Many news outlets have emphasized that the cuts in healthcare are falling predominately on administrative staff and upper-level management under the auspices of reducing redundancy and improving organizational efficiency. But these job cuts signal a deepening of the merger, acquisition and monopolization of the healthcare industry which will see a further deterioration of quality of care at the expense of profit.

Meanwhile, the COVID-19 pandemic continues to rage completely unimpeded. Healthcare economists have computed that the “endemic COVID-19” policy could result in additional annual healthcare costs of $137 to $379 billion, based on scenarios analyzed by McKinsey’s COVID-19 Epidemiological Scenario Planning Tool. This is based on reasonable estimates of 110 to 220 million COVID-19 infections per year, with an “upper-bound” estimate of 20 million Long-COVID cases per year in the US. The stress on the healthcare sector will be made even worse by short-term cost-cutting measures to maintain quarterly earnings reports.

While any rational society would respond with a vast increase in public health resources, the complete subordination of healthcare to the financial sector in the United States is leading to the exact opposite.
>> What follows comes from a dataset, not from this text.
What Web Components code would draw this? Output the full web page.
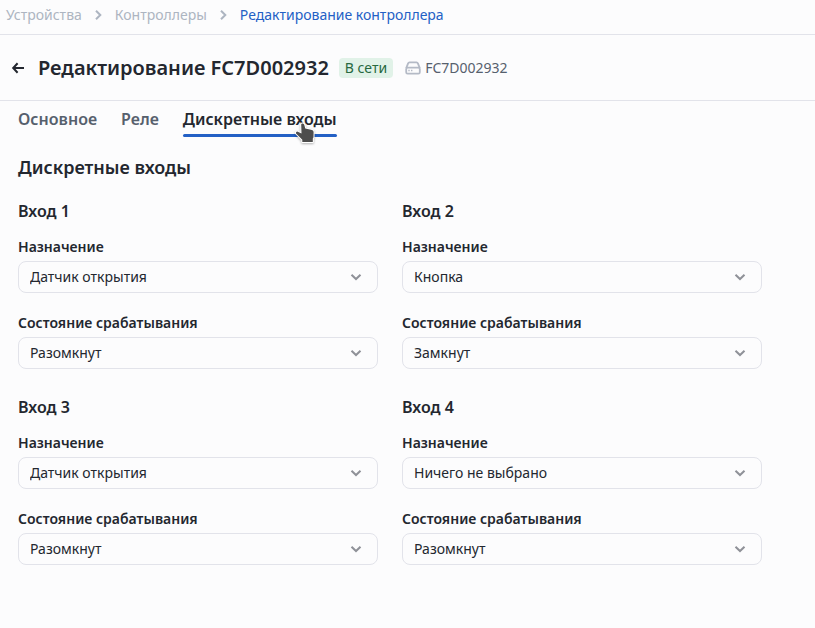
<!DOCTYPE html>
<html lang="ru">
<head>
<meta charset="utf-8">
<meta name="viewport" content="width=device-width, initial-scale=1">
<title>Редактирование контроллера</title>
<style>
  body {
    margin: 0;
    background: #fcfcfd;
    color: #23272f;
    font-family: "Noto Sans", "Open Sans", sans-serif;
    font-size: 14px;
    line-height: 20px;
    --line: #e2e3ea;
    --accent: #2360c5;
    --muted: #adb5c1;
    --secondary: #56606d;
  }
</style>
</head>
<body>
<controller-page>
  <bread-crumbs slot="crumbs">
    <bread-crumb href="#devices">Устройства</bread-crumb>
    <bread-crumb href="#controllers">Контроллеры</bread-crumb>
    <bread-crumb href="#edit" current>Редактирование контроллера</bread-crumb>
  </bread-crumbs>
  <page-header slot="header" serial="FC7D002932">
    Редактирование FC7D002932
    <status-badge slot="status">В сети</status-badge>
  </page-header>
  <tab-bar slot="tabs">
    <tab-item>Основное</tab-item>
    <tab-item>Реле</tab-item>
    <tab-item selected>Дискретные входы<hand-pointer slot="pointer"></hand-pointer></tab-item>
  </tab-bar>
  <input-section heading="Дискретные входы">
    <input-card heading="Вход 1">
      <select-field label="Назначение" value="Датчик открытия" options="Ничего не выбрано|Кнопка|Датчик открытия"></select-field>
      <select-field label="Состояние срабатывания" value="Разомкнут" options="Замкнут|Разомкнут"></select-field>
    </input-card>
    <input-card heading="Вход 2">
      <select-field label="Назначение" value="Кнопка" options="Ничего не выбрано|Кнопка|Датчик открытия"></select-field>
      <select-field label="Состояние срабатывания" value="Замкнут" options="Замкнут|Разомкнут"></select-field>
    </input-card>
    <input-card heading="Вход 3">
      <select-field label="Назначение" value="Датчик открытия" options="Ничего не выбрано|Кнопка|Датчик открытия"></select-field>
      <select-field label="Состояние срабатывания" value="Разомкнут" options="Замкнут|Разомкнут"></select-field>
    </input-card>
    <input-card heading="Вход 4">
      <select-field label="Назначение" value="Ничего не выбрано" options="Ничего не выбрано|Кнопка|Датчик открытия"></select-field>
      <select-field label="Состояние срабатывания" value="Разомкнут" options="Замкнут|Разомкнут"></select-field>
    </input-card>
  </input-section>
</controller-page>

<script>
/** Page shell: breadcrumbs, header, tabs, then the content */
class ControllerPage extends HTMLElement {
  constructor() {
    super();
    this.attachShadow({ mode: 'open' });
  }

  connectedCallback() {
    this.shadowRoot.innerHTML = `
      <style>
        :host { display: block; }
        .body { padding: 0 18px 24px; }
      </style>
      <slot name="crumbs"></slot>
      <main>
        <slot name="header"></slot>
        <div class="body">
          <slot name="tabs"></slot>
          <slot></slot>
        </div>
      </main>
    `;
  }
}

class BreadCrumbs extends HTMLElement {
  constructor() {
    super();
    this.attachShadow({ mode: 'open' });
  }

  connectedCallback() {
    this.shadowRoot.innerHTML = `
      <style>
        :host {
          display: block;
          border-bottom: 1px solid var(--line);
        }
        nav {
          display: flex;
          padding: 5px 6px 9px;
        }
      </style>
      <nav aria-label="Навигация"><slot></slot></nav>
    `;
  }
}

/**
 * @attr {string} href - Link target
 * @attr {boolean} current - Last crumb, drawn without a chevron
 */
class BreadCrumb extends HTMLElement {
  constructor() {
    super();
    this.attachShadow({ mode: 'open' });
  }

  connectedCallback() {
    const current = this.hasAttribute('current');
    this.shadowRoot.innerHTML = `
      <style>
        :host {
          display: flex;
          align-items: center;
        }
        a {
          color: var(--muted);
          text-decoration: none;
        }
        :host([current]) a { color: var(--accent); }
        svg {
          margin: 0 8px 0 9px;
          color: var(--muted);
        }
      </style>
      <a href="${this.getAttribute('href')}" ${current ? 'aria-current="page"' : ''}><slot></slot></a>
      ${current ? '' : `
        <svg width="16" height="16" viewBox="0 0 16 16" fill="none" stroke="currentColor" stroke-width="2" aria-hidden="true">
          <path d="M5 3.8l4.3 4.2L5 12.2"/>
        </svg>`}
    `;
  }
}

/** @attr {string} serial - Serial number next to the device icon */
class PageHeader extends HTMLElement {
  constructor() {
    super();
    this.attachShadow({ mode: 'open' });
  }

  connectedCallback() {
    this.shadowRoot.innerHTML = `
      <style>
        :host {
          display: block;
          border-bottom: 1px solid var(--line);
        }
        header {
          display: flex;
          align-items: center;
          padding: 19px 10px 18px;
        }
        button {
          display: flex;
          margin: 0 12px 0 0;
          padding: 0;
          border: 0;
          background: none;
          color: inherit;
          cursor: pointer;
        }
        h1 {
          margin: 0 10px 0 0;
          font-size: 20px;
          line-height: 28px;
          font-weight: 600;
        }
        .device {
          display: flex;
          align-items: center;
          gap: 4px;
          margin-left: 12px;
          color: var(--secondary);
        }
        .device svg { color: #b4bac6; }
      </style>
      <header>
        <button type="button" aria-label="Назад">
          <svg width="16" height="16" viewBox="0 0 16 16" fill="none" stroke="currentColor" stroke-width="2">
            <path d="M7.6 3.2L3.2 8l4.4 4.8M3.2 8H14"/>
          </svg>
        </button>
        <h1><slot></slot></h1>
        <slot name="status"></slot>
        <div class="device">
          <svg width="16" height="16" viewBox="0 0 16 16" fill="none" stroke="currentColor" stroke-width="1.8" stroke-linejoin="round" aria-hidden="true">
            <path d="M1.2 8.2L3.1 3.4Q3.5 2.4 4.5 2.4h7Q12.5 2.4 12.9 3.4L14.8 8.2"/>
            <rect x="1.2" y="7.6" width="13.6" height="6" rx="1.4"/>
            <path d="M3.3 10.6h1.4M6 10.6h1.4" stroke-width="1.5"/>
          </svg>
          <span>${this.getAttribute('serial')}</span>
        </div>
      </header>
    `;
  }
}

class StatusBadge extends HTMLElement {
  constructor() {
    super();
    this.attachShadow({ mode: 'open' });
  }

  connectedCallback() {
    this.shadowRoot.innerHTML = `
      <style>
        :host {
          display: block;
          padding: 0 6px;
          border-radius: 4px;
          background: #e1f2e8;
          color: #27693f;
        }
      </style>
      <slot></slot>
    `;
  }
}

class TabBar extends HTMLElement {
  constructor() {
    super();
    this.attachShadow({ mode: 'open' });
  }

  connectedCallback() {
    this.setAttribute('role', 'tablist');
    this.shadowRoot.innerHTML = `
      <style>
        :host {
          display: flex;
          gap: 24px;
        }
      </style>
      <slot></slot>
    `;
  }
}

/** @attr {boolean} selected - Draws the underline */
class TabItem extends HTMLElement {
  constructor() {
    super();
    this.attachShadow({ mode: 'open' });
  }

  connectedCallback() {
    this.shadowRoot.innerHTML = `
      <style>
        :host {
          display: block;
          position: relative;
        }
        button {
          display: block;
          position: relative;
          margin: 0;
          padding: 6px 0;
          border: 0;
          background: none;
          color: var(--secondary);
          font: inherit;
          font-size: 16px;
          line-height: 24px;
          font-weight: 600;
          cursor: pointer;
        }
        :host([selected]) button { color: #23272f; }
        :host([selected]) button::after {
          content: "";
          position: absolute;
          left: 0;
          right: 0;
          bottom: 0;
          height: 3px;
          border-radius: 2px;
          background: var(--accent);
        }
      </style>
      <button type="button" role="tab" aria-selected="${this.hasAttribute('selected')}"><slot></slot></button>
      <slot name="pointer"></slot>
    `;
  }
}

class HandPointer extends HTMLElement {
  constructor() {
    super();
    this.attachShadow({ mode: 'open' });
  }

  connectedCallback() {
    this.shadowRoot.innerHTML = `
      <style>
        :host {
          position: absolute;
          right: 20px;
          top: 20px;
          pointer-events: none;
        }
        svg {
          display: block;
          filter: drop-shadow(0 1px 1px rgba(0, 0, 0, 0.3));
        }
      </style>
      <svg width="24" height="24" viewBox="0 0 24 24" aria-hidden="true">
        <path d="M9 2.5Q11 2 11.3 4L12.3 7.4L19 9Q20.6 9.4 20.6 11L20.5 16.2L19.8 17.6V21H9.3V18.8L3 12.4Q2.6 10.8 4.3 10.6L8.5 12.4L8.2 3.6Q8.2 2.8 9 2.5Z"
          fill="#4d4d4d" stroke="#fff" stroke-width="2" stroke-linejoin="round" paint-order="stroke"/>
      </svg>
    `;
  }
}

/** @attr {string} heading - Section title */
class InputSection extends HTMLElement {
  constructor() {
    super();
    this.attachShadow({ mode: 'open' });
  }

  connectedCallback() {
    this.shadowRoot.innerHTML = `
      <style>
        :host { display: block; }
        h2 {
          margin: 18px 0 20px;
          font-size: 18px;
          line-height: 24px;
          font-weight: 600;
        }
        .grid {
          display: grid;
          grid-template-columns: repeat(2, minmax(0, 360px));
          gap: 26px 24px;
        }
      </style>
      <section>
        <h2>${this.getAttribute('heading')}</h2>
        <div class="grid"><slot></slot></div>
      </section>
    `;
  }
}

/** @attr {string} heading - Name of the input */
class InputCard extends HTMLElement {
  constructor() {
    super();
    this.attachShadow({ mode: 'open' });
  }

  connectedCallback() {
    this.shadowRoot.innerHTML = `
      <style>
        :host { display: block; }
        h3 {
          margin: 0 0 14px;
          font-size: 16px;
          line-height: 24px;
          font-weight: 600;
        }
        .fields {
          display: grid;
          gap: 20px;
        }
      </style>
      <h3>${this.getAttribute('heading')}</h3>
      <div class="fields"><slot></slot></div>
    `;
  }
}

/**
 * Labelled drop-down
 *
 * @attr {string} label - Label text
 * @attr {string} value - Selected option
 * @attr {string} options - Options, separated by |
 */
class SelectField extends HTMLElement {
  constructor() {
    super();
    this.attachShadow({ mode: 'open' });
  }

  get options() {
    return (this.getAttribute('options') || '').split('|');
  }

  connectedCallback() {
    const value = this.getAttribute('value');
    const options = this.options
      .map(o => `<option ${o === value ? 'selected' : ''}>${o}</option>`)
      .join('');

    this.shadowRoot.innerHTML = `
      <style>
        :host { display: block; }
        label {
          display: block;
          margin-bottom: 4px;
          font-weight: 600;
        }
        .control {
          display: grid;
          align-items: center;
        }
        select, svg { grid-area: 1 / 1; }
        select {
          appearance: none;
          box-sizing: border-box;
          width: 100%;
          height: 32px;
          margin: 0;
          padding: 0 36px 0 11px;
          border: 1px solid var(--line);
          border-radius: 8px;
          background: #fcfcfd;
          color: inherit;
          font: inherit;
        }
        svg {
          justify-self: end;
          margin-right: 14px;
          color: #8f9198;
          pointer-events: none;
        }
      </style>
      <label for="select">${this.getAttribute('label')}</label>
      <div class="control">
        <select id="select">${options}</select>
        <svg width="16" height="16" viewBox="0 0 16 16" fill="none" stroke="currentColor" stroke-width="2" aria-hidden="true">
          <path d="M3.5 5.7L8 10l4.5-4.3"/>
        </svg>
      </div>
    `;
  }
}

customElements.define('controller-page', ControllerPage);
customElements.define('bread-crumbs', BreadCrumbs);
customElements.define('bread-crumb', BreadCrumb);
customElements.define('page-header', PageHeader);
customElements.define('status-badge', StatusBadge);
customElements.define('tab-bar', TabBar);
customElements.define('tab-item', TabItem);
customElements.define('hand-pointer', HandPointer);
customElements.define('input-section', InputSection);
customElements.define('input-card', InputCard);
customElements.define('select-field', SelectField);
</script>
</body>
</html>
Moody’s Investors Services is expecting many overleveraged healthcare companies—including those involved in pharmaceuticals, medical devices, outpatient care and hospitalization—to begin to default on their debt payments, according to Bloomberg News. “More than half have weak liquidity,” Bloomberg added. “Ten companies, including Air Methods, Envision, and Mallinckrodt, saw their rating downgraded to default this year (2023) and many more will do so in 2024.”

These defaults are a byproduct of the era of “aggressive private equity-backed mergers and acquisitions in the decade following the global financial crisis” that saw debt climb. Inflation now is driving up costs and wages with intense pressure on firms to “shrink the bills.”

Furthermore, 41 companies, including Bausch Health, Cano Health and Biosolutions, have been ranked one level above junk. As Moody noted, “Against a background of excessive leverage, elevated interest rates and expiring interest rate hedges, we believe that many healthcare companies on the B3N [credit rating] List will likely have no other options but to restructure their debt in 2024 to regain much needed financial breathing room.”

In the most basic terms, the entire healthcare sector, which will take with it the entire financial apparatus, is on the verge of imploding at any moment. These will have massive social implications and potential for significant social convulsions.